Tell me how many lines hold "React", please, using only the number.

===

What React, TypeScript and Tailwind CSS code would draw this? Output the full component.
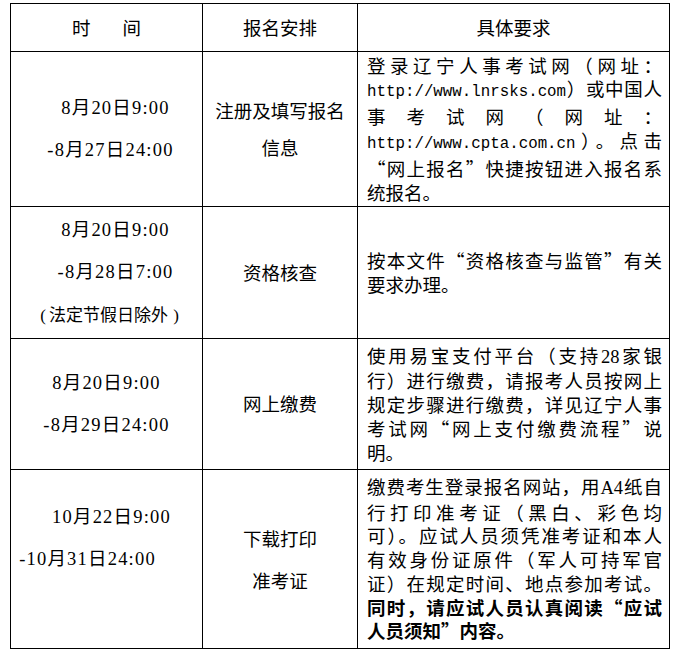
import React from 'react';

const serif = "font-['Liberation_Serif','Noto_Sans_CJK_SC',serif]";
const cjk = "font-['Noto_Sans_CJK_SC',sans-serif]";
const mono = "font-['Liberation_Mono',monospace] text-[15.8px]";
const num = "font-['Liberation_Serif',serif]";

const Cell: React.FC<{ className?: string; children: React.ReactNode }> = ({ className = '', children }) => (
  <div className={`bg-white flex flex-col justify-center ${className}`}>{children}</div>
);

// one justified line of the requirement column
const J: React.FC<{ last?: boolean; bold?: boolean; children: React.ReactNode }> = ({ last, bold, children }) => (
  <div
    className={`whitespace-nowrap ${last ? 'text-left' : 'text-justify [text-align-last:justify]'} ${
      bold ? 'font-bold' : ''
    }`}
  >
    {children}
  </div>
);

const App: React.FC = () => {
  return (
    <div className="w-[685px] h-[652px] bg-white pt-[3px] pl-[10px] text-black">
      <div className="grid grid-cols-[191px_154px_311px] grid-rows-[47px_154px_131px_130px_178px] gap-px p-px bg-black w-[660px]">
        {/* header */}
        <Cell className={`${cjk} text-[18.5px] items-center`}>
          <div className="flex">
            <span>时</span>
            <span className="w-[32px]" />
            <span>间</span>
          </div>
        </Cell>
        <Cell className={`${cjk} text-[18.5px] items-center`}>报名安排</Cell>
        <Cell className={`${cjk} text-[18.5px] items-center`}>具体要求</Cell>

        {/* row 1 */}
        <Cell className={`${serif} text-[18.5px] tracking-[1.2px] leading-[42px] text-center`}>
          <div className="pl-[18px]">8月20日9:00</div>
          <div className="pl-[8px]">-8月27日24:00</div>
        </Cell>
        <Cell className={`${cjk} text-[18.5px] leading-[37px] text-center`}>
          <div>注册及填写报名</div>
          <div>信息</div>
        </Cell>
        <Cell className={`${cjk} text-[18.5px] leading-[23.8px] pl-[9px] pr-[7px]`}>
          <J>登录辽宁人事考试网（网址：</J>
          <J><span className={mono}>http://www.lnrsks.com</span>）或中国人</J>
          <J>事考试网（网址：</J>
          <J><span className={mono}>http://www.cpta.com.cn</span>）。点击</J>
          <J>“网上报名”快捷按钮进入报名系</J>
          <J last>统报名。</J>
        </Cell>

        {/* row 2 */}
        <Cell className={`${serif} text-[18.5px] tracking-[1.2px] leading-[42px] text-center`}>
          <div className="pl-[18px]">8月20日9:00</div>
          <div className="pl-[18px]">-8月28日7:00</div>
          <div className={`pl-[8px] ${cjk} text-[17px] tracking-normal`}>
            <span className={`inline-block w-[12px] text-center ${num}`}>(</span>法定节假日除外<span className={`inline-block w-[16px] text-center ${num}`}>)</span>
          </div>
        </Cell>
        <Cell className={`${cjk} text-[18.5px] text-center`}>资格核查</Cell>
        <Cell className={`${cjk} text-[18.5px] leading-[23.8px] pl-[9px] pr-[7px]`}>
          <J>按本文件“资格核查与监管”有关</J>
          <J last>要求办理。</J>
        </Cell>

        {/* row 3 */}
        <Cell className={`${serif} text-[18.5px] tracking-[1.2px] leading-[42px] text-center`}>
          <div>8月20日9:00</div>
          <div>-8月29日24:00</div>
        </Cell>
        <Cell className={`${cjk} text-[18.5px] text-center`}>网上缴费</Cell>
        <Cell className={`${cjk} text-[18.5px] leading-[23.8px] pl-[9px] pr-[7px]`}>
          <J>使用易宝支付平台（支持<span className={num}>28</span>家银</J>
          <J>行）进行缴费，请报考人员按网上</J>
          <J>规定步骤进行缴费，详见辽宁人事</J>
          <J>考试网“网上支付缴费流程”说</J>
          <J last>明。</J>
        </Cell>

        {/* row 4 */}
        <Cell className={`${serif} text-[18.5px] tracking-[1.2px] leading-[42px] text-center`}>
          <div className="pl-[10px]">10月22日9:00</div>
          <div className="pr-[38px]">-10月31日24:00</div>
          <div>&nbsp;</div>
        </Cell>
        <Cell className={`${cjk} text-[18.5px] leading-[42px] text-center`}>
          <div>下载打印</div>
          <div>准考证</div>
        </Cell>
        <Cell className={`${cjk} text-[18.5px] leading-[23.8px] pl-[9px] pr-[7px]`}>
          <J>缴费考生登录报名网站，用<span className={num}>A4</span>纸自</J>
          <J>行打印准考证（黑白、彩色均</J>
          <J>可）。应试人员须凭准考证和本人</J>
          <J>有效身份证原件（军人可持军官</J>
          <J>证）在规定时间、地点参加考试。</J>
          <J bold>同时，请应试人员认真阅读“应试</J>
          <J bold last>人员须知”内容。</J>
        </Cell>
      </div>
    </div>
  );
};

export default App;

===

- _Exercise answer_
5